## Brief
Look through the records below, count the lines with the word "styles", and reply with only the number.

(Records excerpted from a collection)
Begin
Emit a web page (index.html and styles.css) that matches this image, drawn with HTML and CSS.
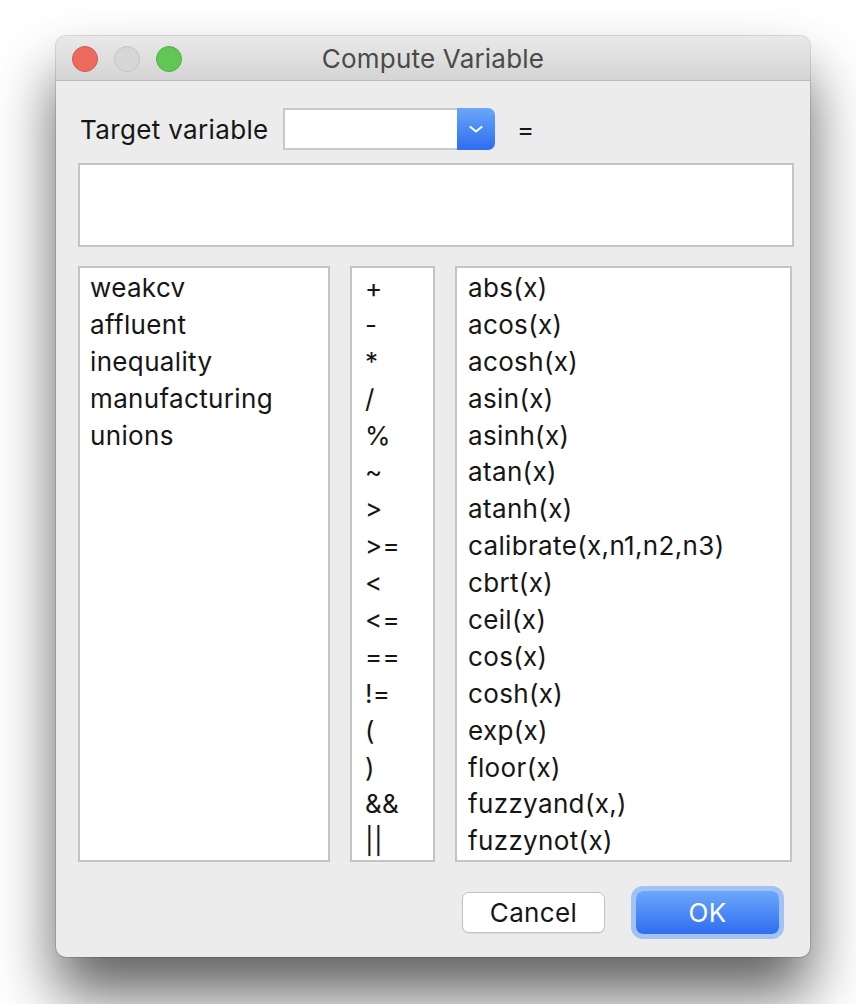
FILE: index.html
```html
<!DOCTYPE html>
<html>
<head>
<meta charset="utf-8">
<link rel="stylesheet" href="styles.css">
</head>
<body>
<div class="window">
  <div class="titlebar">
    <div class="lights">
      <span class="light red"></span>
      <span class="light gray"></span>
      <span class="light green"></span>
    </div>
    <div class="title">Compute Variable</div>
  </div>
  <div class="content">
    <div class="target-row">
      <span class="label">Target variable</span>
      <div class="combo">
        <div class="combo-field"></div>
        <div class="combo-btn">
          <svg width="16" height="10" viewBox="0 0 16 10"><path d="M2.5 3 L8 7.5 L13.5 3" fill="none" stroke="#fff" stroke-width="2" stroke-linecap="round" stroke-linejoin="round"/></svg>
        </div>
      </div>
      <span class="equals">=</span>
    </div>
    <div class="expr"></div>
    <div class="lists">
      <ul class="list vars">
        <li>weakcv</li>
        <li>affluent</li>
        <li>inequality</li>
        <li>manufacturing</li>
        <li>unions</li>
      </ul>
      <ul class="list ops">
        <li>+</li>
        <li>-</li>
        <li>*</li>
        <li>/</li>
        <li>%</li>
        <li>~</li>
        <li>&gt;</li>
        <li>&gt;=</li>
        <li>&lt;</li>
        <li>&lt;=</li>
        <li>==</li>
        <li>!=</li>
        <li>(</li>
        <li>)</li>
        <li>&amp;&amp;</li>
        <li>||</li>
      </ul>
      <ul class="list funcs">
        <li>abs(x)</li>
        <li>acos(x)</li>
        <li>acosh(x)</li>
        <li>asin(x)</li>
        <li>asinh(x)</li>
        <li>atan(x)</li>
        <li>atanh(x)</li>
        <li>calibrate(x,n1,n2,n3)</li>
        <li>cbrt(x)</li>
        <li>ceil(x)</li>
        <li>cos(x)</li>
        <li>cosh(x)</li>
        <li>exp(x)</li>
        <li>floor(x)</li>
        <li>fuzzyand(x,)</li>
        <li>fuzzynot(x)</li>
      </ul>
    </div>
    <div class="buttons">
      <button class="btn cancel">Cancel</button>
      <button class="btn ok">OK</button>
    </div>
  </div>
</div>
</body>
</html>
```
FILE: styles.css
```css
html, body {
  margin: 0;
  padding: 0;
  background: #ffffff;
}
body {
  width: 856px;
  height: 1004px;
  overflow: hidden;
  padding: 36px 0 0 56px;
  box-sizing: border-box;
  font-family: "Inter", "Liberation Sans", sans-serif;
  font-size: 26px;
  letter-spacing: 0.35px;
  color: #161616;
}
.window {
  width: 754px;
  height: 921px;
  background: #ececec;
  border-radius: 10px;
  box-shadow: 0 0 0 1px rgba(0,0,0,0.13), 0 38px 60px rgba(0,0,0,0.62);
  overflow: hidden;
  display: flex;
  flex-direction: column;
}
.titlebar {
  height: 44px;
  flex: none;
  background: linear-gradient(#e9e9e9, #d4d4d4);
  border-bottom: 1px solid #bdbdbd;
  position: relative;
  display: flex;
  align-items: center;
  justify-content: center;
}
.lights {
  position: absolute;
  left: 16px;
  top: 10px;
  display: flex;
  gap: 16px;
}
.light {
  width: 24px;
  height: 24px;
  border-radius: 50%;
  border: 1px solid;
}
.red { background: #ec6b5f; border-color: #d5564b; }
.gray { background: #d6d6d6; border-color: #c4c4c4; }
.green { background: #62c655; border-color: #53aa44; }
.title {
  color: #4a4a4a;
  font-size: 26px;
  letter-spacing: 0.2px;
}
.content {
  flex: 1;
  padding: 27px 16px 0 22px;
  display: flex;
  flex-direction: column;
}
.target-row {
  height: 42px;
  display: flex;
  align-items: center;
}
.label {
  margin-left: 2px;
  width: 203px;
}
.combo {
  width: 212px;
  height: 42px;
  display: flex;
}
.combo-field {
  flex: 1;
  background: #fff;
  border: 2px solid #c9c9c9;
  border-right: none;
  box-sizing: border-box;
}
.combo-btn {
  width: 38px;
  background: linear-gradient(#6aa7f8, #2f6cf0);
  border-radius: 0 7px 7px 0;
  display: flex;
  align-items: center;
  justify-content: center;
}
.combo-btn svg { display: block; }
.equals {
  margin-left: 22px;
}
.expr {
  margin-top: 13px;
  height: 84px;
  background: #fff;
  border: 2px solid #c4c4c4;
  box-sizing: border-box;
  width: 716px;
}
.lists {
  margin-top: 19px;
  height: 596px;
  display: flex;
  gap: 20px;
}
.list {
  list-style: none;
  margin: 0;
  padding: 2px 0 0 0;
  background: #fff;
  border: 2px solid #c4c4c4;
  box-sizing: border-box;
  height: 100%;
  overflow: hidden;
}
.list li {
  line-height: 36.9px;
  height: 36.9px;
  white-space: nowrap;
}
.vars { width: 252px; }
.vars li { padding-left: 10px; }
.ops { width: 85px; }
.ops li { padding-left: 13px; }
.funcs { width: 337px; }
.funcs li { padding-left: 11px; }
.buttons {
  margin-top: 29px;
  display: flex;
  align-items: center;
  padding-left: 384px;
}
.btn {
  font-family: inherit;
  font-size: 26px;
  letter-spacing: 0.35px;
  margin: 0;
  padding: 0;
  box-sizing: border-box;
  cursor: default;
}
.cancel {
  width: 143px;
  height: 41px;
  background: #fff;
  color: #161616;
  border: 1px solid #c2c2c2;
  border-radius: 7px;
  box-shadow: 0 1px 1px rgba(0,0,0,0.08);
}
.ok {
  margin-left: 31px;
  width: 143px;
  height: 43px;
  color: #fff;
  border: none;
  border-radius: 7px;
  background: linear-gradient(#6ca8f9, #2f6df1);
  box-shadow: 0 0 0 5px rgba(100, 160, 250, 0.55);
}
```
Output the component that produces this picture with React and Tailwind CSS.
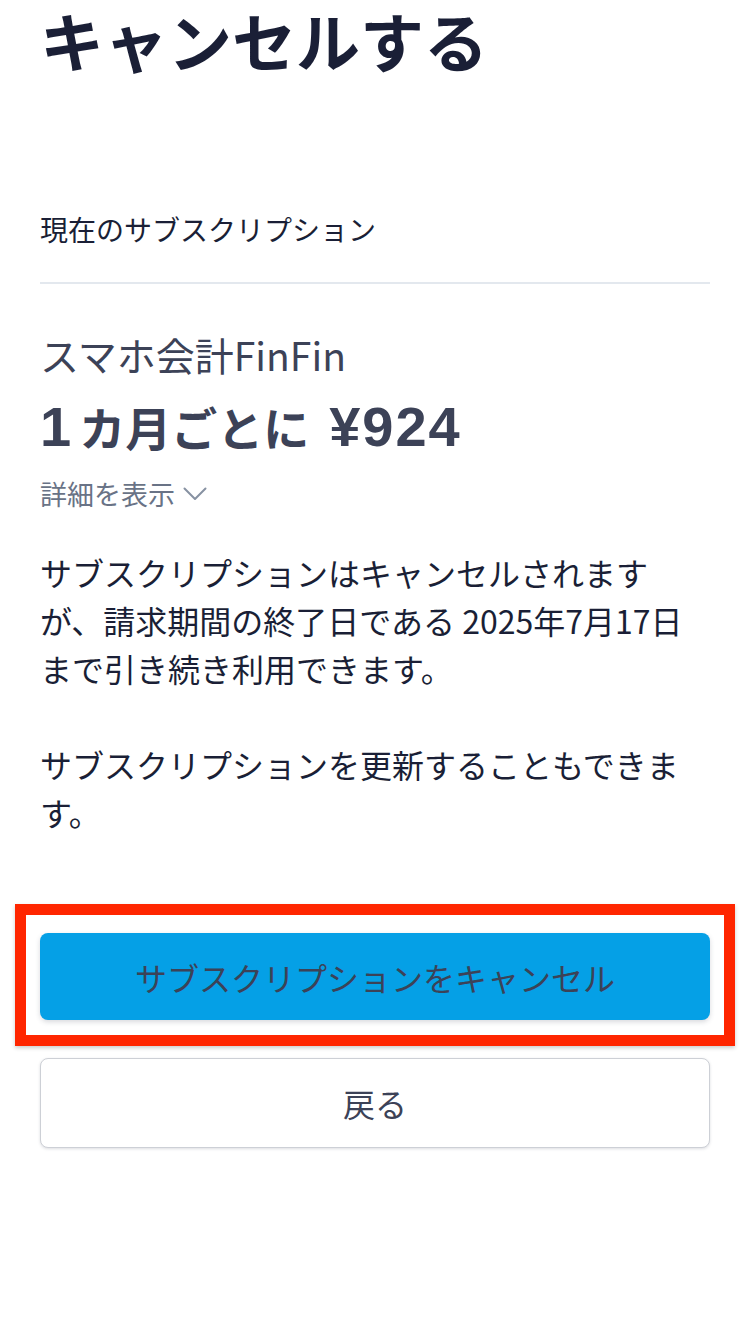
import React from "react";

export default function App() {
  return (
    <div
      className="w-[750px] min-h-[1334px] bg-white px-10"
      style={{ fontFamily: '"Noto Sans CJK JP", "Noto Sans", sans-serif' }}
    >
      <h1 className="pt-[1px] text-[64px] leading-[76px] font-bold text-[#1a1f36]">
        キャンセルする
      </h1>

      <div className="mt-[132px] border-b-2 border-[#e3e8ee] pb-[33px]">
        <div className="text-[28px] leading-[40px] text-[#1a1f36]">
          現在のサブスクリプション
        </div>
      </div>

      <div className="mt-[46px] text-[39px] leading-[48px] text-[#3c4257]">
        スマホ会計FinFin
      </div>
      <div className="mt-[20px] h-[56px] whitespace-nowrap text-[46px] leading-[56px] font-bold text-[#3c4257]">
        <span className="text-[56px] leading-[56px]" style={{ fontFamily: '"Liberation Sans", Arial, sans-serif' }}>1</span>
        <span className="ml-[8px]">カ月ごとに</span>
        <span className="ml-[20px] text-[56px] leading-[56px] tracking-[2px]" style={{ fontFamily: '"Liberation Sans", Arial, sans-serif' }}>¥924</span>
      </div>
      <div className="mt-[22px] flex items-center gap-[8px] text-[27px] leading-[36px] text-[#697386]">
        <span>詳細を表示</span>
        <svg width="24" height="14" viewBox="0 0 24 14" fill="none">
          <path d="M1.5 1.5 L12 12 L22.5 1.5" stroke="#8792a2" strokeWidth="2" strokeLinecap="round" strokeLinejoin="round" />
        </svg>
      </div>

      <div className="mt-[36px] text-[32px] leading-[48px] text-[#1a1f36]">
        <p>
          サブスクリプションはキャンセルされますが、請求期間の終了日である 2025年7月17日まで引き続き利用できます。
        </p>
        <p className="mt-[48px]">サブスクリプションを更新することもできます。</p>
      </div>

      <div className="relative mt-[97px]">
        <button className="flex h-[87px] w-full items-center justify-center rounded-lg bg-[#05a0e6] text-[32px] font-normal text-[#3c4257] shadow-[0_2px_5px_rgba(60,66,87,0.2)]">
          サブスクリプションをキャンセル
        </button>
        <div className="pointer-events-none absolute left-[-25px] top-[-29px] h-[142px] w-[720px] border-[11px] border-[#ff2600] shadow-[0_2px_4px_rgba(0,0,0,0.2)]" />
      </div>

      <button className="mt-[38px] flex h-[90px] w-full items-center justify-center rounded-lg border-[1.5px] border-[#cdd0d6] bg-white text-[32px] text-[#3c4257] shadow-[0_1px_3px_rgba(60,66,87,0.18)]">
        戻る
      </button>
    </div>
  );
}
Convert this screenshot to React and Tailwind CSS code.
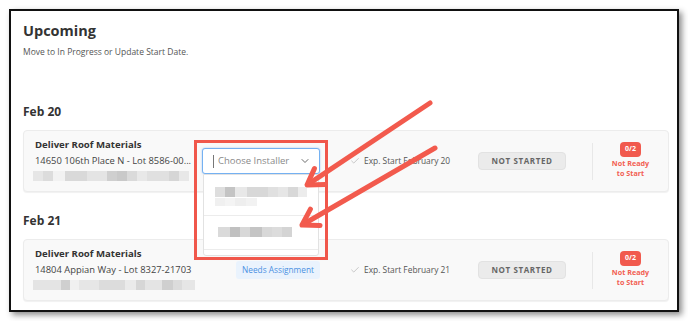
End
## Finished exercise
3